> _Available data_

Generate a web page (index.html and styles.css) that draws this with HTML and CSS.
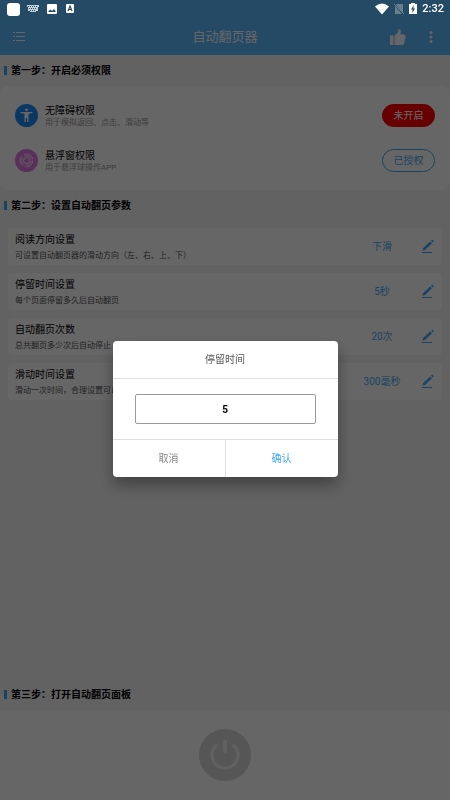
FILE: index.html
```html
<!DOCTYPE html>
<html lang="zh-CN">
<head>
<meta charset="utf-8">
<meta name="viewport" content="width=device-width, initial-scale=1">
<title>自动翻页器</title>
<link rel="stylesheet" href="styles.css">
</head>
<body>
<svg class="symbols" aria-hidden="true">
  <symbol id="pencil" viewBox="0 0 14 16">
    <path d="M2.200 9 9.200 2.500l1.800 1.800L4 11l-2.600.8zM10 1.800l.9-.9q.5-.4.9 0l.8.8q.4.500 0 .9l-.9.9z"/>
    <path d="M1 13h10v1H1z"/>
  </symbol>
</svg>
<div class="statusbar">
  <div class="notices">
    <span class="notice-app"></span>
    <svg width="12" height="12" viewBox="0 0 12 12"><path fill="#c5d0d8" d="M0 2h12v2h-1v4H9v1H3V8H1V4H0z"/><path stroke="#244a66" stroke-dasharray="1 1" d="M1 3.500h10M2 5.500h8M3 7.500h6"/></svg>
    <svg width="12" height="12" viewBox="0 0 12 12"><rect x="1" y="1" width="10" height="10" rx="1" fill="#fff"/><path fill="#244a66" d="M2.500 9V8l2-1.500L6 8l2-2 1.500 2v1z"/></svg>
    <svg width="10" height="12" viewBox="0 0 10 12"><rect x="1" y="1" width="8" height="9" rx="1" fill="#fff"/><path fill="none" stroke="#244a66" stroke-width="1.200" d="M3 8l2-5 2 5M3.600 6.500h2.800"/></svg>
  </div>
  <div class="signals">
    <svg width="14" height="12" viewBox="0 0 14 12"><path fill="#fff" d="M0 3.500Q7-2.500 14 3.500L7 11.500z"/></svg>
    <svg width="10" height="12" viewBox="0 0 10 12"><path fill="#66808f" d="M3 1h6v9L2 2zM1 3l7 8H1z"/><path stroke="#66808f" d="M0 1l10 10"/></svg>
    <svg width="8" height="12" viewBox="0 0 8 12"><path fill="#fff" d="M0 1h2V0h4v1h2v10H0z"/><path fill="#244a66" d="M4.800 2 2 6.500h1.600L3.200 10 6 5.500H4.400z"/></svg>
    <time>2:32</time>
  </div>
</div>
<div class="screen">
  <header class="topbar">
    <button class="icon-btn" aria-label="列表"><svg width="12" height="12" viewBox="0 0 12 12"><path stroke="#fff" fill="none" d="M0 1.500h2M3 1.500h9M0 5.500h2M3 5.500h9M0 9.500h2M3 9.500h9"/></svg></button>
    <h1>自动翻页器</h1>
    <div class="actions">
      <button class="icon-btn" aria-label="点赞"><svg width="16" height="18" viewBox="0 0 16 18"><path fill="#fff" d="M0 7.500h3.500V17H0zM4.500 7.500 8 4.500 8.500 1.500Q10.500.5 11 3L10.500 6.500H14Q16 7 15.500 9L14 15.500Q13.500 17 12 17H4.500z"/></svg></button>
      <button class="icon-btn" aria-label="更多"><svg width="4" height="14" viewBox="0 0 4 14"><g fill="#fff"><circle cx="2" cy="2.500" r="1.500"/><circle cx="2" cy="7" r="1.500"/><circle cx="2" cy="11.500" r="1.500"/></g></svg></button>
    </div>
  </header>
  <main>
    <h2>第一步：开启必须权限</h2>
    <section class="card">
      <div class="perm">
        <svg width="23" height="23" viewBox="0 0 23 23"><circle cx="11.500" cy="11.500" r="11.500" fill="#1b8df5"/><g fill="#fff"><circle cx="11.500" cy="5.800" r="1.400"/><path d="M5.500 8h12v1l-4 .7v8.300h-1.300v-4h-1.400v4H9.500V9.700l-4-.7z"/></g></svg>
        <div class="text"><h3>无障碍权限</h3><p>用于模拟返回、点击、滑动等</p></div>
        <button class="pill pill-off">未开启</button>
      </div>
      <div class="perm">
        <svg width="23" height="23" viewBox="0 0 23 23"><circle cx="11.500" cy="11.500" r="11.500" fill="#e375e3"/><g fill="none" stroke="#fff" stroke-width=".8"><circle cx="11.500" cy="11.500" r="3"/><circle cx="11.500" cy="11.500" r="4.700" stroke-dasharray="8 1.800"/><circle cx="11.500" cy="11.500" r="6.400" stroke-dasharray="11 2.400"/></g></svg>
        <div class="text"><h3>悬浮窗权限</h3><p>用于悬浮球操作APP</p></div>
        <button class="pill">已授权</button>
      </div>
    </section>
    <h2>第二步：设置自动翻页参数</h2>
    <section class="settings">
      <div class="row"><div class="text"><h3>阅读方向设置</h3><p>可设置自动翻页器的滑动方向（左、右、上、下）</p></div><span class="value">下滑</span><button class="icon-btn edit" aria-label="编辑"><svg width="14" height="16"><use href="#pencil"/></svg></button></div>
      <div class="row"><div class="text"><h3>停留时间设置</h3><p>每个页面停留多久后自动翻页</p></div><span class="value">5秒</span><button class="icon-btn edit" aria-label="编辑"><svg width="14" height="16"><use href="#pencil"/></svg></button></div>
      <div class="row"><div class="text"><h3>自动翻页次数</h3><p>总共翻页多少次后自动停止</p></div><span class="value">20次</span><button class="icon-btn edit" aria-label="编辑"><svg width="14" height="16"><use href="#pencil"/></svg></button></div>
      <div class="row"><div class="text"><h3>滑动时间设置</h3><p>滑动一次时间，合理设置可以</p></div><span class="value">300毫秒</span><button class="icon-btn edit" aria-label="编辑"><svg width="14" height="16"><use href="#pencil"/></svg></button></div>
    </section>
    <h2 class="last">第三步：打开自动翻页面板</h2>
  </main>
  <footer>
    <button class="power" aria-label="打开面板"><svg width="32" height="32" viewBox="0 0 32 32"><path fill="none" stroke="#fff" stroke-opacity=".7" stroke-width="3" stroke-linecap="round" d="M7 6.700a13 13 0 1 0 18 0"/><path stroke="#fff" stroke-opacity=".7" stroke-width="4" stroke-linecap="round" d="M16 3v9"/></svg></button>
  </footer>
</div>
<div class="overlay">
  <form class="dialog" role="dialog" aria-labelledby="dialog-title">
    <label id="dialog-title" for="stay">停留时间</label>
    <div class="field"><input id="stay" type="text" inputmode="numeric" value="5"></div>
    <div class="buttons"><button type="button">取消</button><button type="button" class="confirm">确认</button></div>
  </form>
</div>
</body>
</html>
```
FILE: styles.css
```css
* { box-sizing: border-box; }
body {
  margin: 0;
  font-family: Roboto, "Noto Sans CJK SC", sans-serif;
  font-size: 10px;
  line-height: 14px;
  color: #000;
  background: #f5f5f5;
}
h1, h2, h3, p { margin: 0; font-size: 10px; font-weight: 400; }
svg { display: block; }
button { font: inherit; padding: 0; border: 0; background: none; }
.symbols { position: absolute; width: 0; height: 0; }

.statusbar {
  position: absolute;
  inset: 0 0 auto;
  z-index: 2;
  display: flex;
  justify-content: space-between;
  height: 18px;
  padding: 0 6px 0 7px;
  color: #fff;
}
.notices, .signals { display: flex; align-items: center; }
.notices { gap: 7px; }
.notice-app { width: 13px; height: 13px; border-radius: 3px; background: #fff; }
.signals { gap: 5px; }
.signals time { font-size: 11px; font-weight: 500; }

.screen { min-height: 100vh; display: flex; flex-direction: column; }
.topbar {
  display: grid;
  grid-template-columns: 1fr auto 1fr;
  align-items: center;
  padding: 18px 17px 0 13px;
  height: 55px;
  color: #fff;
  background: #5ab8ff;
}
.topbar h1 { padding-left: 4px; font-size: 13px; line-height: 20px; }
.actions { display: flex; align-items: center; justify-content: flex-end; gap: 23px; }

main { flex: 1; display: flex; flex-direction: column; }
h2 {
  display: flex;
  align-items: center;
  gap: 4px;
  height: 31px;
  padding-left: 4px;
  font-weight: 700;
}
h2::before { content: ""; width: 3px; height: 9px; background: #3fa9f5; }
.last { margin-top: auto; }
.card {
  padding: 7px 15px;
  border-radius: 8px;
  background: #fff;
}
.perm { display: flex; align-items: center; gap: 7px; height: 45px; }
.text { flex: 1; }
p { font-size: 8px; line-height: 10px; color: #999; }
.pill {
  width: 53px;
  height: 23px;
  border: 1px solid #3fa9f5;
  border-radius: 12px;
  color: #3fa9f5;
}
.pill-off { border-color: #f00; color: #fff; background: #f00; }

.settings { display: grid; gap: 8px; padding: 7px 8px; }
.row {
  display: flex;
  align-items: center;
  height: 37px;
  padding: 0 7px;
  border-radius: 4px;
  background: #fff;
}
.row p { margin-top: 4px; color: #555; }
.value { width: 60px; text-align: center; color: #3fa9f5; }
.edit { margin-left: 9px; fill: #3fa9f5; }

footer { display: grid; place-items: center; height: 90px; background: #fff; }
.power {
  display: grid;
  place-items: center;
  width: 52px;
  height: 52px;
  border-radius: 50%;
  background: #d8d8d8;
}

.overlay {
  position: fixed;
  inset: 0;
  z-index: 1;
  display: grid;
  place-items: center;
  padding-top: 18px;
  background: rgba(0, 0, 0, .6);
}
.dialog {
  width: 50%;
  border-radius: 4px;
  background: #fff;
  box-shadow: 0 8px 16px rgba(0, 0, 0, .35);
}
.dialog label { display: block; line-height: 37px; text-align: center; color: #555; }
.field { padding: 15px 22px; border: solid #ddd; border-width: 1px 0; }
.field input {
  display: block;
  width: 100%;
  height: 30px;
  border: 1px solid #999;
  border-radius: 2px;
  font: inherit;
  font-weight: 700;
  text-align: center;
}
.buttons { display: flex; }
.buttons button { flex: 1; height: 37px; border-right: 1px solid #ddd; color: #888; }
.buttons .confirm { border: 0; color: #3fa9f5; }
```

> _To be done_
Pick out and copy the lines of the material that include the word "index".

> _Final answer_
Generate a web page (index.html and styles.css) that draws this with HTML and CSS.
FILE: index.html
  z-index: 2;
  z-index: 1;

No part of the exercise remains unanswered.